June 2, 2021 recognizes the 50th anniversary of the promotion of Richmond-native Samuel L. Gravely, Jr. to the rank of admiral in the U.S. Navy, becoming the service’s first African American flag officer.  In a proclamation read aloud to three generations of Gravely family members, local citizens, and a Navy contingent from USS Gravely (DDG 107), the announcement, penned by Virginia Gov. Ralph Northam, honored the boundary-breaking Richmond native. The Virginia War Memorial hosted the ceremony as coordinated by members of the Richmond Council of the Navy League.
 
“I am pleased to honor Adm. Samuel Gravely, Jr. for his many ground-breaking accomplishments” read the governor’s proclamation.
 
“It took courage and patriotism to sign up for service after Pearl Harbor. Adm. Gravely continued to display that courage with a string of firsts—from being the first African American commissioned from the Navy Reserve Officer Training Course, to becoming the first African American to command a U.S. Fleet.”
 
Gravely’s began his career as a seaman apprentice at Naval Station Great Lakes, Ill, in 1942. He would go on to be the U.S. Navy’s first African American commander, captain, rear admiral, and vice admiral.
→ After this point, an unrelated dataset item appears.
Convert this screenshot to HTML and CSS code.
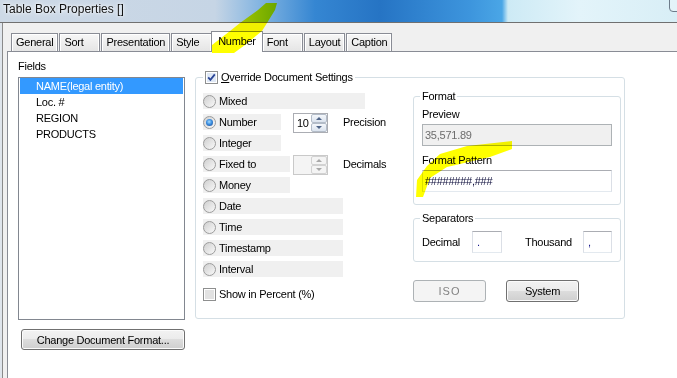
FILE: index.html
```html
<!DOCTYPE html>
<html lang="en">
<head>
  <meta charset="UTF-8">
  <title>Table Box Properties</title>
  <link rel="stylesheet" href="styles.css">
</head>
<body>
  <div class="titlebar">
    <span class="title">Table Box Properties []</span>
    <span class="close-edge"></span>
  </div>

  <div class="window">
    <div class="tabs">
      <div class="tab">General</div>
      <div class="tab">Sort</div>
      <div class="tab">Presentation</div>
      <div class="tab">Style</div>
      <div class="tab active">Number</div>
      <div class="tab">Font</div>
      <div class="tab">Layout</div>
      <div class="tab">Caption</div>
    </div>

    <div class="panel">
      <div class="fields-col">
        <div class="fields-label">Fields</div>
        <ul class="listbox">
          <li class="selected">NAME(legal entity)</li>
          <li>Loc. #</li>
          <li>REGION</li>
          <li>PRODUCTS</li>
        </ul>
        <button class="btn btn-wide">Change Document Format...</button>
      </div>

      <fieldset class="group override">
        <legend>
          <svg class="check" width="13" height="13" viewBox="0 0 13 13">
            <rect x="0.5" y="0.5" width="12" height="12" fill="#fff" stroke="#8e8f8f"/>
            <rect x="2" y="2" width="9" height="9" fill="#dfe8f5"/>
            <path d="M3.2 6.4 L5.4 8.8 L9.8 3.4" fill="none" stroke="#2a4596" stroke-width="1.8"/>
          </svg><u>O</u>verride Document Settings
        </legend>
        <div class="override-body">
          <div class="options">
            <div class="row"><span class="opt opt-long"><i class="radio"></i>Mixed</span></div>
            <div class="row spin-row">
              <span class="opt opt-short"><i class="radio on"></i>Number</span>
              <span class="spin">
                <span class="spin-val">10</span>
                <span class="spin-btns">
                  <span class="spin-btn"><i class="arrow-up"></i></span>
                  <span class="spin-btn"><i class="arrow-down"></i></span>
                </span>
              </span>
              <span class="spin-caption">Precision</span>
            </div>
            <div class="row"><span class="opt opt-short"><i class="radio"></i>Integer</span></div>
            <div class="row spin-row">
              <span class="opt opt-mid"><i class="radio"></i>Fixed to</span>
              <span class="spin disabled">
                <span class="spin-val"></span>
                <span class="spin-btns">
                  <span class="spin-btn"><i class="arrow-up"></i></span>
                  <span class="spin-btn"><i class="arrow-down"></i></span>
                </span>
              </span>
              <span class="spin-caption">Decimals</span>
            </div>
            <div class="row"><span class="opt opt-mid"><i class="radio"></i>Money</span></div>
            <div class="row"><span class="opt"><i class="radio"></i>Date</span></div>
            <div class="row"><span class="opt"><i class="radio"></i>Time</span></div>
            <div class="row"><span class="opt"><i class="radio"></i>Timestamp</span></div>
            <div class="row"><span class="opt"><i class="radio"></i>Interval</span></div>
            <div class="row percent">
              <svg class="check" width="13" height="13" viewBox="0 0 13 13">
                <rect x="0.5" y="0.5" width="12" height="12" fill="#fff" stroke="#8e8f8f"/>
                <rect x="2" y="2" width="9" height="9" fill="#e2e2e2"/>
              </svg>Show in Percent (%)
            </div>
          </div>

          <div class="format-col">
            <fieldset class="group fmt">
              <legend>Format</legend>
              <div class="fmt-label">Preview</div>
              <div class="field disabled">35,571.89</div>
              <div class="fmt-label second">Format Pattern</div>
              <div class="field">########,###</div>
            </fieldset>

            <fieldset class="group sep">
              <legend>Separators</legend>
              <div class="sep-row">
                <span class="sep-name">Decimal</span>
                <span class="sep-input">.</span>
                <span class="sep-name thousand">Thousand</span>
                <span class="sep-input narrow">,</span>
              </div>
            </fieldset>

            <div class="fmt-buttons">
              <button class="btn btn-small disabled">ISO</button>
              <button class="btn btn-small">System</button>
            </div>
          </div>
        </div>
      </fieldset>
    </div>
  </div>

  <svg class="marks" width="677" height="378" viewBox="0 0 677 378">
    <polygon points="212,53 212,45 230,31 240,23 258,10 266,3 277,3 275,10 267,23 262,31 245,45 234,53" fill="#ffff00"/>
    <polygon points="512,141 467,146 440,154 427,166 417,180 416,197 423,197 430,178 447,167 490,157 512,149" fill="#ffff00"/>
  </svg>
</body>
</html>
```

FILE: styles.css
```css
* {
  box-sizing: border-box;
}
body {
  margin: 0;
  width: 677px;
  height: 378px;
  overflow: hidden;
  position: relative;
  background: #dfe5ec;
  font-family: "Liberation Sans", Arial, sans-serif;
  font-size: 11px;
  letter-spacing: -0.25px;
  color: #000;
}
.titlebar {
  position: relative;
  height: 23px;
  padding-left: 3px;
  border-bottom: 1px solid #707070;
  background: linear-gradient(to right, #cdd9e6 0, #c6d5e5 215px, #80b3e1 262px, #3586d2 315px, #2674c4 380px, #3d95dd 470px, #4aa6e6 502px, #cdeaf5 508px, #e3f4fa 580px, #d8eef6 677px);
}
.title {
  font-size: 12px;
  line-height: 18px;
  letter-spacing: 0;
  color: #111;
  text-shadow: 0 0 6px #fff, 0 0 3px #fff;
}
.close-edge {
  position: absolute;
  right: -12px;
  top: -6px;
  width: 20px;
  height: 18px;
  border: 1px solid #6d7b8a;
  border-radius: 4px;
  background: rgba(255, 255, 255, 0.3);
}
.window {
  margin-left: 2px;
  height: 355px;
  border-left: 1px solid #8a8a8a;
  background: #f0f0f0;
  display: flex;
  flex-direction: column;
}
.tabs {
  display: flex;
  align-items: flex-end;
  height: 28px;
  padding-left: 8px;
}
.tab {
  height: 18px;
  min-width: 41px;
  padding: 0 4px;
  margin-right: 1px;
  border: 1px solid #898c95;
  border-bottom: none;
  line-height: 17px;
  background: linear-gradient(#f7f7f7, #e5e5e5);
  box-shadow: inset 1px 1px 0 #fff, inset -1px 0 0 #fff;
}
.tab.active {
  position: relative;
  z-index: 1;
  height: 21px;
  padding: 0 6px;
  margin: 0 -1px -1px -2px;
  line-height: 19px;
  background: #fff;
  box-shadow: none;
}
.panel {
  flex: 1;
  margin-left: 4px;
  padding: 7px 0 0 10px;
  background: #fff;
  border-top: 1px solid #898c95;
  border-left: 1px solid #898c95;
  display: flex;
  align-items: flex-start;
}
.fields-col {
  width: 167px;
  display: flex;
  flex-direction: column;
}
.fields-label {
  line-height: 14px;
  margin-bottom: 4px;
}
.listbox {
  height: 243px;
  margin: 0;
  padding: 0 1px;
  list-style: none;
  border: 1px solid #828790;
}
.listbox li {
  height: 16px;
  line-height: 16px;
  padding-left: 16px;
}
.listbox li.selected {
  background: #3399ff;
  color: #fff;
}
.btn {
  font-family: inherit;
  font-size: 11px;
  letter-spacing: inherit;
  color: #000;
  padding: 0;
  border: 1px solid #707070;
  border-radius: 3px;
  background: linear-gradient(#f2f2f2 0, #ebebeb 50%, #dddddd 50%, #cfcfcf 100%);
  box-shadow: inset 0 0 0 1px #fbfbfb;
}
.btn-wide {
  width: 164px;
  height: 21px;
  margin: 9px 0 0 3px;
}
.btn-small {
  width: 73px;
  height: 22px;
}
.btn.disabled {
  border-color: #adb2b5;
  background: #f4f4f4;
  color: #838383;
  box-shadow: none;
  letter-spacing: 1px;
}
.group {
  margin: 0;
  min-width: 0;
  border: 1px solid #d5dfe5;
  border-radius: 3px;
}
.group legend {
  padding: 0 2px;
  line-height: 13px;
}
.check {
  display: inline-block;
  vertical-align: top;
  margin-right: 3px;
}
.override {
  width: 430px;
  height: 248px;
  margin: 12px 0 0 10px;
  padding: 0 3px 0 7px;
}
.override-body {
  display: flex;
}
.options {
  width: 210px;
  margin-top: 9px;
  display: flex;
  flex-direction: column;
  gap: 5px;
}
.row {
  display: flex;
  align-items: center;
  height: 16px;
}
.row.spin-row {
  display: grid;
  grid-template-columns: 90px 35px auto;
  grid-template-rows: 16px;
  align-items: center;
}
.row.percent {
  margin-top: 4px;
}
.opt {
  display: flex;
  align-items: center;
  width: 140px;
  height: 16px;
  background: #f0f0f0;
}
.opt-long {
  width: 162px;
}
.opt-short {
  width: 78px;
}
.opt-mid {
  width: 87px;
}
.radio {
  position: relative;
  flex: none;
  width: 13px;
  height: 13px;
  margin-right: 3px;
  border-radius: 50%;
  border: 1px solid #9c9c9c;
  background: linear-gradient(135deg, #cfcfcf, #f9f9f9);
}
.radio.on::after {
  content: "";
  position: absolute;
  left: 2px;
  top: 2px;
  width: 7px;
  height: 7px;
  border-radius: 50%;
  background: radial-gradient(circle at 45% 40%, #a6dcff 0, #3b8ee0 45%, #173f86 100%);
}
.spin {
  display: flex;
  width: 35px;
  height: 20px;
  margin-top: 2px;
  border: 1px solid #abadb3;
  background: #fff;
}
.spin-val {
  flex: 1;
  padding-left: 3px;
  line-height: 18px;
}
.spin-btns {
  width: 16px;
  display: flex;
  flex-direction: column;
}
.spin-btn {
  flex: 1;
  display: flex;
  align-items: center;
  justify-content: center;
  border: 1px solid #b3bcc8;
  border-radius: 2px;
  background: linear-gradient(#f4f7fb, #dbe3ee);
}
.arrow-up,
.arrow-down {
  width: 0;
  height: 0;
  border-left: 3px solid transparent;
  border-right: 3px solid transparent;
}
.arrow-up {
  border-bottom: 3px solid #4f6487;
}
.arrow-down {
  border-top: 3px solid #4f6487;
}
.spin.disabled {
  border-color: #c9c9c9;
  background: #f4f4f4;
}
.spin.disabled .spin-btn {
  border-color: #d2d2d2;
  background: #f4f4f4;
}
.spin.disabled .arrow-up {
  border-bottom-color: #a8a8a8;
}
.spin.disabled .arrow-down {
  border-top-color: #a8a8a8;
}
.spin-caption {
  padding-left: 15px;
}
.format-col {
  width: 208px;
  margin-top: 6px;
}
.fmt {
  padding: 0 8px 12px;
}
.fmt legend,
.sep legend {
  margin-left: -2px;
}
.fmt-label {
  line-height: 14px;
  margin: 4px 0 3px;
}
.fmt-label.second {
  margin-top: 7px;
}
.field {
  height: 22px;
  padding-left: 2px;
  line-height: 20px;
  background: #fff;
  border: 1px solid;
  border-color: #abadb3 #dbdfe6 #e3e9ef #dbdfe6;
  color: #0c0c3a;
}
.field.disabled {
  background: #f0f0f0;
  color: #6d6d6d;
  border-color: #adb2b5;
}
.sep {
  margin-top: 7px;
  padding: 0 8px 8px;
}
.sep-row {
  display: flex;
  align-items: center;
  margin-top: 6px;
}
.sep-name {
  width: 50px;
}
.sep-name.thousand {
  width: 58px;
  margin-left: 23px;
}
.sep-input {
  width: 30px;
  height: 22px;
  padding-left: 4px;
  line-height: 20px;
  color: #1a1a8c;
  background: #fff;
  border: 1px solid;
  border-color: #abadb3 #dbdfe6 #e3e9ef #dbdfe6;
}
.sep-input.narrow {
  width: 29px;
}
.fmt-buttons {
  display: flex;
  gap: 20px;
  margin-top: 18px;
}
.marks {
  position: absolute;
  left: 0;
  top: 0;
  z-index: 2;
  pointer-events: none;
  mix-blend-mode: multiply;
}
```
He was also the first African American to command a warship (USS Theodore E. Chandler (DD 717)); command a major warship (USS Jouett (DLG 29); achieve flag rank; and to command a numbered fleet (U.S. 3rd).
 
He retired from the Navy in 1980 and died at age 82 in 2004. He led a distinguished career as a surface warfare officer and received many high-level awards to include the Legion of Merit, Bronze Star, Meritorious Service Medal, and the Navy Commendation Medal.
 
The Navy honored Gravely in 2010 with the commissioning of a destroyer named for the trailblazer, USS Gravely (DDG 107). A few members of the USS Gravely attended the ceremony and received the proclamation to post aboard the ship.
 
“Vice Admiral Gravely was truly a first for many accomplishments within the Navy, and his saying, ‘Education, Motivation, Perseverance’ runs true within the ship every day,” said the ship’s commanding officer, Cmdr. Corey Odom.
 
“He wanted to be best at whatever he was: enlisted Sailor, executive officer, commander.  Gravely’s story shows that if we do what we do as best as we can, we can go anywhere in the Navy.”